# START OF Data shown

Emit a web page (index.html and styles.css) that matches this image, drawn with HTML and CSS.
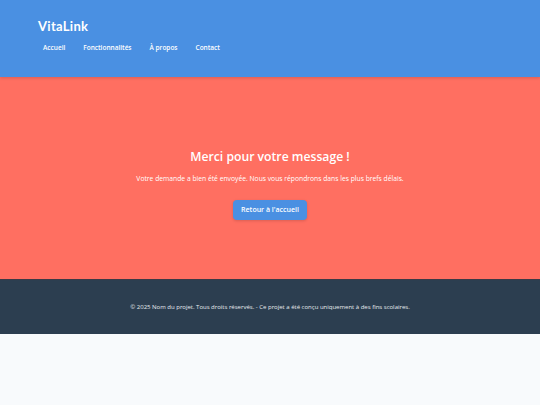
FILE: index.html
```html
<!DOCTYPE html>
<html lang="fr">
<head>
<meta charset="utf-8">
<title>VitaLink</title>
<link rel="stylesheet" href="styles.css">
</head>
<body>
<header class="site-header">
  <div class="logo">VitaLink</div>
  <nav class="nav">
    <a href="#">Accueil</a>
    <a href="#">Fonctionnalités</a>
    <a href="#">À propos</a>
    <a href="#">Contact</a>
  </nav>
</header>
<main class="hero">
  <h1 class="title">Merci pour votre message !</h1>
  <p class="lead">Votre demande a bien été envoyée. Nous vous répondrons dans les plus brefs délais.</p>
  <a class="btn" href="#">Retour à l'accueil</a>
</main>
<footer class="site-footer">
  <p>© 2025 Nom du projet. Tous droits réservés. - Ce projet a été conçu uniquement à des fins scolaires.</p>
</footer>
</body>
</html>
```
FILE: styles.css
```css
* { box-sizing: border-box; }
html, body { margin: 0; padding: 0; }
body {
  background: #f8fafc;
  font-family: "Open Sans", "Noto Sans", sans-serif;
  color: #ffffff;
}
.site-header {
  background: #4a90e2;
  height: 77px;
  padding: 18px 38px 0;
  box-shadow: 0 1px 3px rgba(0,0,0,0.15);
  position: relative;
  z-index: 1;
}
.logo {
  font-family: "Lato", "Open Sans", sans-serif;
  font-weight: 700;
  font-size: 13px;
  line-height: 16px;
  letter-spacing: 0.3px;
}
.nav {
  display: flex;
  gap: 8px;
  margin-top: 6px;
}
.nav a {
  color: #fff;
  text-decoration: none;
  font-size: 6.5px;
  font-weight: 600;
  padding: 3px 5px;
}
.hero {
  background: #ff6f61;
  height: 202px;
  padding-top: 72px;
  display: flex;
  flex-direction: column;
  align-items: center;
  text-align: center;
}
.title {
  margin: 0;
  font-size: 12.2px;
  font-weight: 600;
  line-height: 16px;
}
.lead {
  margin: 9px 0 16px;
  font-size: 6.75px;
  line-height: 10px;
}
.btn {
  display: inline-block;
  background: #4a90e2;
  color: #fff;
  text-decoration: none;
  font-size: 7px;
  font-weight: 600;
  width: 74px;
  height: 20px;
  line-height: 20px;
  border-radius: 4px;
  box-shadow: 0 1px 3px rgba(0,0,0,0.15);
}
.site-footer {
  background: #2c3e50;
  height: 55px;
  display: flex;
  align-items: center;
  justify-content: center;
  border-top: 1px solid #3b3a45;
}
.site-footer p {
  margin: 0;
  font-size: 6px;
  color: #e8ecef;
}
```
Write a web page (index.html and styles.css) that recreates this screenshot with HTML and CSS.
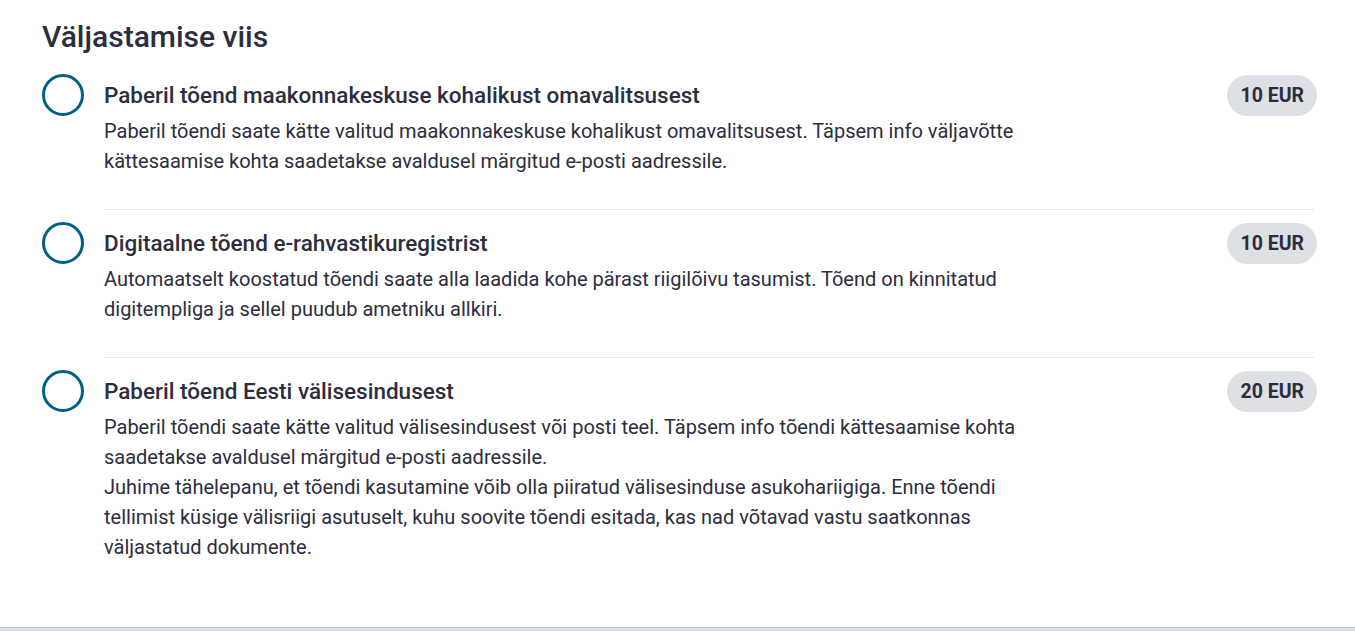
FILE: index.html
```html
<!DOCTYPE html>
<html lang="et">
<head>
  <meta charset="UTF-8"/>
  <meta name="viewport" content="width=device-width, initial-scale=1.0"/>
  <title>Väljastamise viis</title>
  <link rel="stylesheet" href="styles.css">
</head>
<body>
  <div class="page">
    <h1>Väljastamise viis</h1>

    <div class="options">
      <label class="option">
        <span class="radio"></span>
        <div class="option-main">
          <div class="option-head">
            <span class="option-title">Paberil tõend maakonnakeskuse kohalikust omavalitsusest</span>
            <span class="price">10 EUR</span>
          </div>
          <p class="option-desc">Paberil tõendi saate kätte valitud maakonnakeskuse kohalikust omavalitsusest. Täpsem info väljavõtte kättesaamise kohta saadetakse avaldusel märgitud e-posti aadressile.</p>
        </div>
      </label>

      <div class="divider"></div>

      <label class="option">
        <span class="radio"></span>
        <div class="option-main">
          <div class="option-head">
            <span class="option-title">Digitaalne tõend e-rahvastikuregistrist</span>
            <span class="price">10 EUR</span>
          </div>
          <p class="option-desc">Automaatselt koostatud tõendi saate alla laadida kohe pärast riigilõivu tasumist. Tõend on kinnitatud digitempliga ja sellel puudub ametniku allkiri.</p>
        </div>
      </label>

      <div class="divider"></div>

      <label class="option">
        <span class="radio"></span>
        <div class="option-main">
          <div class="option-head">
            <span class="option-title">Paberil tõend Eesti välisesindusest</span>
            <span class="price">20 EUR</span>
          </div>
          <p class="option-desc">Paberil tõendi saate kätte valitud välisesindusest või posti teel. Täpsem info tõendi kättesaamise kohta saadetakse avaldusel märgitud e-posti aadressile.<br>Juhime tähelepanu, et tõendi kasutamine võib olla piiratud välisesinduse asukohariigiga. Enne tõendi tellimist küsige välisriigi asutuselt, kuhu soovite tõendi esitada, kas nad võtavad vastu saatkonnas väljastatud dokumente.</p>
        </div>
      </label>
    </div>
  </div>
  <div class="footer-band"></div>
</body>
</html>
```

FILE: styles.css
```css
body {
  margin: 0;
  background-color: #fff;
  color: #2c2d3e;
  font-family: Roboto, "Liberation Sans", sans-serif;
}
.page {
  padding: 20px 38px 0 42px;
  height: 627px;
  box-sizing: border-box;
}
h1 {
  margin: 0 0 20px;
  font-size: 30px;
  line-height: 34px;
  font-weight: 500;
}
.option {
  display: flex;
  align-items: flex-start;
  padding-bottom: 33px;
  cursor: pointer;
}
.radio {
  flex: none;
  width: 42px;
  height: 42px;
  border: 3px solid #005e87;
  border-radius: 50%;
  box-sizing: border-box;
  margin-right: 20px;
}
.option-main {
  flex: 1;
}
.option-head {
  display: flex;
  justify-content: space-between;
  align-items: center;
  height: 42px;
}
.option-title {
  font-size: 22.5px;
  font-weight: 500;
}
.price {
  background-color: #dde0e4;
  border-radius: 21px;
  height: 41px;
  line-height: 41px;
  padding: 0 13px;
  font-size: 19.5px;
  font-weight: 700;
  color: #2c2d3e;
}
.option-desc {
  margin: 0;
  width: 930px;
  font-size: 20px;
  line-height: 30px;
}
.divider {
  margin: 0 4px 12px 62px;
  border-top: 1px dotted #d4d4d4;
}
.footer-band {
  border-top: 1px solid #c4c8cc;
  background-color: #dde1e5;
  height: 10px;
}
```
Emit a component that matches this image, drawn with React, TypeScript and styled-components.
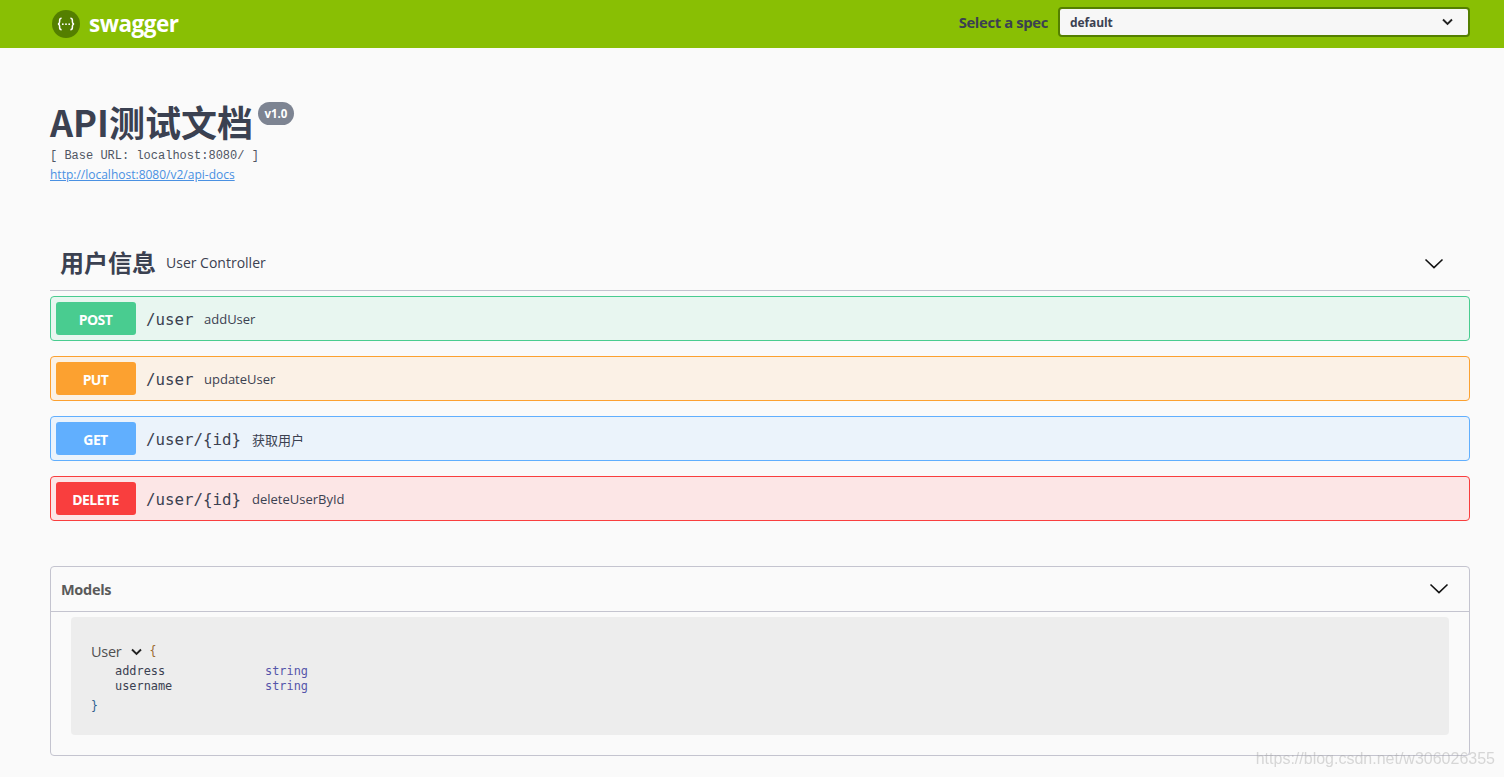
import React from "react";
import styled, { createGlobalStyle } from "styled-components";

const Global = createGlobalStyle`
  html, body { margin: 0; padding: 0; background: #fafafa; }
  body { font-family: "Open Sans", "Noto Sans CJK SC", sans-serif; color: #3b4151; height: 777px; overflow: hidden; position: relative; }
`;

const Topbar = styled.header`
  box-sizing: border-box;
  height: 48px;
  background: #89bf04;
  padding: 0 34px 4px 52px;
  display: flex;
  align-items: center;
  justify-content: space-between;
`;
const Brand = styled.div`
  display: flex;
  align-items: center;
  gap: 9px;
  margin-top: 3px;
`;
const BrandName = styled.span`
  font-family: "Open Sans", sans-serif;
  font-weight: 700;
  font-size: 22.5px;
  letter-spacing: -0.5px;
  color: #fff;
  margin-top: -1px;
`;
const SpecForm = styled.div`
  display: flex;
  align-items: center;
  gap: 10px;
`;
const SpecLabel = styled.span`
  font-family: "Open Sans", sans-serif;
  font-weight: 700;
  font-size: 14.8px;
  letter-spacing: -0.35px;
  color: #3b4151;
`;
const SpecSelect = styled.div`
  box-sizing: border-box;
  width: 412px;
  height: 30px;
  border: 2px solid #547f00;
  border-radius: 4px;
  background: #f7f7f7;
  display: flex;
  align-items: center;
  justify-content: space-between;
  padding: 0 15px 0 10px;
  font-weight: 700;
  font-size: 12px;
  letter-spacing: -0.1px;
  color: #3b4151;
`;

const Wrapper = styled.main`
  padding: 0 34px 0 50px;
`;
const Info = styled.section`
  padding-top: 50px;
  height: 140px;
`;
const TitleRow = styled.div`
  display: flex;
  align-items: flex-start;
  height: 45px;
`;
const Title = styled.h1`
  margin: 0;
  font-family: "Noto Sans CJK SC", "Noto Sans", sans-serif;
  font-weight: 700;
  font-size: 36px;
  line-height: 46px;
  color: #3b4151;
`;
const Version = styled.span`
  margin: 4px 0 0 5px;
  height: 23px;
  padding: 0 6.5px;
  border-radius: 12px;
  background: #7d8492;
  color: #fff;
  font-weight: 700;
  font-size: 11.5px;
  line-height: 23px;
`;
const BaseUrl = styled.div`
  margin-top: 7px;
  font-family: "Liberation Mono", monospace;
  font-size: 12px;
  line-height: 13px;
  color: #4f5563;
`;
const DocsLink = styled.a`
  display: block;
  margin-top: 5px;
  font-size: 12px;
  line-height: 14px;
  color: #4990e2;
  text-decoration: underline;
`;

const TagHeader = styled.div`
  box-sizing: border-box;
  height: 53px;
  display: flex;
  align-items: center;
  padding: 0 26px 4px 10px;
  border-bottom: 1px solid #c4c4cf;
`;
const TagName = styled.h4`
  margin: 0;
  font-family: "Noto Sans CJK SC", sans-serif;
  font-weight: 700;
  font-size: 24px;
  line-height: 32px;
  color: #3b4151;
`;
const TagDesc = styled.span`
  margin-left: 10px;
  font-size: 14px;
  color: #3b4151;
`;
const TagCaret = styled.span`
  display: flex;
  margin-top: 4px;
`;
const Spacer = styled.div`
  flex: 1;
`;

const Blocks = styled.div`
  display: flex;
  flex-direction: column;
  gap: 15px;
  margin-top: 5px;
`;
const Block = styled.div<{ $border: string; $bg: string }>`
  box-sizing: border-box;
  height: 45px;
  border: 1px solid ${(p) => p.$border};
  background: ${(p) => p.$bg};
  border-radius: 4px;
  padding: 0 5px;
  display: flex;
  align-items: center;
`;
const Method = styled.span<{ $bg: string }>`
  width: 80px;
  height: 33px;
  padding: 1px 1px 0 0;
  box-sizing: border-box;
  border-radius: 3px;
  background: ${(p) => p.$bg};
  color: #fff;
  font-weight: 700;
  font-size: 14px;
  letter-spacing: -0.6px;
  display: flex;
  align-items: center;
  justify-content: center;
`;
const Path = styled.span<{ $w: number }>`
  margin-left: 10px;
  font-family: "DejaVu Sans Mono", monospace;
  font-size: 15.8px;
  color: #3b4151;
  width: ${(p) => p.$w}px;
  margin-top: 1px;
`;
const Summary = styled.span`
  font-family: "Open Sans", "Noto Sans CJK SC", sans-serif;
  font-size: 13px;
  margin-top: 1px;
  color: #3b4151;
`;

const Models = styled.section`
  box-sizing: border-box;
  margin-top: 45px;
  height: 190px;
  border: 1px solid #c4c4cf;
  border-radius: 4px;
`;
const ModelsHeader = styled.div`
  box-sizing: border-box;
  height: 45px;
  display: flex;
  align-items: center;
  padding: 0 20px 0 10px;
  border-bottom: 1px solid #c4c4cf;
`;
const ModelsTitle = styled.h4`
  margin: 0;
  font-weight: 700;
  font-size: 14.5px;
  letter-spacing: -0.3px;
  color: #5a5a5a;
`;
const ModelBox = styled.div`
  box-sizing: border-box;
  height: 118px;
  margin: 5px 20px 0;
  padding: 24px 20px 0;
  background: #ededed;
  border-radius: 4px;
`;
const ModelHead = styled.div`
  display: flex;
  align-items: center;
  height: 20px;
`;
const ModelName = styled.span`
  font-size: 14.5px;
  letter-spacing: -0.25px;
  color: #505050;
`;
const Brace = styled.span<{ $c: string }>`
  font-family: "DejaVu Sans Mono", monospace;
  font-size: 11.5px;
  color: ${(p) => p.$c};
`;
const ModelCaret = styled.span`
  display: flex;
  margin: 2px 8px 0 9px;
`;
const Props = styled.div`
  padding-left: 24px;
  display: grid;
  grid-template-columns: 150px auto;
  justify-content: start;
  font-family: "DejaVu Sans Mono", monospace;
  font-size: 11.9px;
  line-height: 15px;
  margin-top: 3px;
`;
const PropName = styled.span`
  color: #3b4151;
`;
const PropType = styled.span`
  color: #55a;
`;
const CloseRow = styled.div`
  margin-top: 3px;
  line-height: 15px;
`;
const Watermark = styled.div`
  position: absolute;
  right: 9px;
  top: 749px;
  font-family: "Liberation Sans", sans-serif;
  font-size: 16px;
  line-height: 20px;
  color: rgba(160, 160, 160, 0.4);
  filter: blur(0.4px);
`;

const Logo = () => (
  <svg width="28" height="28" viewBox="0 0 28 28">
    <circle cx="14" cy="14" r="14" fill="#547f00" />
    <path d="M9.6 8.2c-1.8 0-2 1-2 2.2v1.6c0 1.2-.6 1.8-1.6 2 1 .2 1.6.8 1.6 2v1.6c0 1.2.2 2.2 2 2.2M18.4 8.2c1.8 0 2 1 2 2.2v1.6c0 1.2.6 1.8 1.6 2-1 .2-1.6.8-1.6 2v1.6c0 1.2-.2 2.2-2 2.2" fill="none" stroke="#fff" strokeWidth="1.5" />
    <circle cx="10.8" cy="14.2" r=".9" fill="#fff" />
    <circle cx="14" cy="14.2" r=".9" fill="#fff" />
    <circle cx="17.2" cy="14.2" r=".9" fill="#fff" />
  </svg>
);

const Caret = ({ size }: { size: number }) => (
  <svg width={size} height={size} viewBox="0 0 20 20">
    <path d="M1.5 5.5 10 13.6l8.5-8.1" fill="none" stroke="#111" strokeWidth="1.6" />
  </svg>
);

const SmallCaret = () => (
  <svg width="11" height="8" viewBox="0 0 11 8">
    <path d="M1 1.5 5.5 6 10 1.5" fill="none" stroke="#222" strokeWidth="1.9" />
  </svg>
);

const ops = [
  { m: "POST", c: "#49cc90", bg: "#e8f6f0", p: "/user", w: 58, s: "addUser" },
  { m: "PUT", c: "#fca130", bg: "#fbf1e6", p: "/user", w: 58, s: "updateUser" },
  { m: "GET", c: "#61affe", bg: "#ebf3fb", p: "/user/{id}", w: 106, s: "获取用户" },
  { m: "DELETE", c: "#f93e3e", bg: "#fce6e6", p: "/user/{id}", w: 106, s: "deleteUserById" },
];

export default function App() {
  return (
    <>
      <Global />
      <Topbar>
        <Brand>
          <Logo />
          <BrandName>swagger</BrandName>
        </Brand>
        <SpecForm>
          <SpecLabel>Select a spec</SpecLabel>
          <SpecSelect>
            default
            <SmallCaret />
          </SpecSelect>
        </SpecForm>
      </Topbar>
      <Wrapper>
        <Info>
          <TitleRow>
            <Title>API测试文档</Title>
            <Version>v1.0</Version>
          </TitleRow>
          <BaseUrl>[ Base URL: localhost:8080/ ]</BaseUrl>
          <DocsLink href="#">http://localhost:8080/v2/api-docs</DocsLink>
        </Info>
        <TagHeader>
          <TagName>用户信息</TagName>
          <TagDesc>User Controller</TagDesc>
          <Spacer />
          <TagCaret>
            <Caret size={20} />
          </TagCaret>
        </TagHeader>
        <Blocks>
          {ops.map((o) => (
            <Block key={o.m} $border={o.c} $bg={o.bg}>
              <Method $bg={o.c}>{o.m}</Method>
              <Path $w={o.w}>{o.p}</Path>
              <Summary>{o.s}</Summary>
            </Block>
          ))}
        </Blocks>
        <Models>
          <ModelsHeader>
            <ModelsTitle>Models</ModelsTitle>
            <Spacer />
            <Caret size={20} />
          </ModelsHeader>
          <ModelBox>
            <ModelHead>
              <ModelName>User</ModelName>
              <ModelCaret>
                <SmallCaret />
              </ModelCaret>
              <Brace $c="#9b6a2f">{"{"}</Brace>
            </ModelHead>
            <Props>
              <PropName>address</PropName>
              <PropType>string</PropType>
              <PropName>username</PropName>
              <PropType>string</PropType>
            </Props>
            <CloseRow>
              <Brace $c="#2f5f8f">{"}"}</Brace>
            </CloseRow>
          </ModelBox>
        </Models>
      </Wrapper>
      <Watermark>https://blog.csdn.net/w306026355</Watermark>
    </>
  );
}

# END OF Data shown

What is needed – Looking at the records above, work out how many lines include the word "this", then give that number by itself.

Result below – 3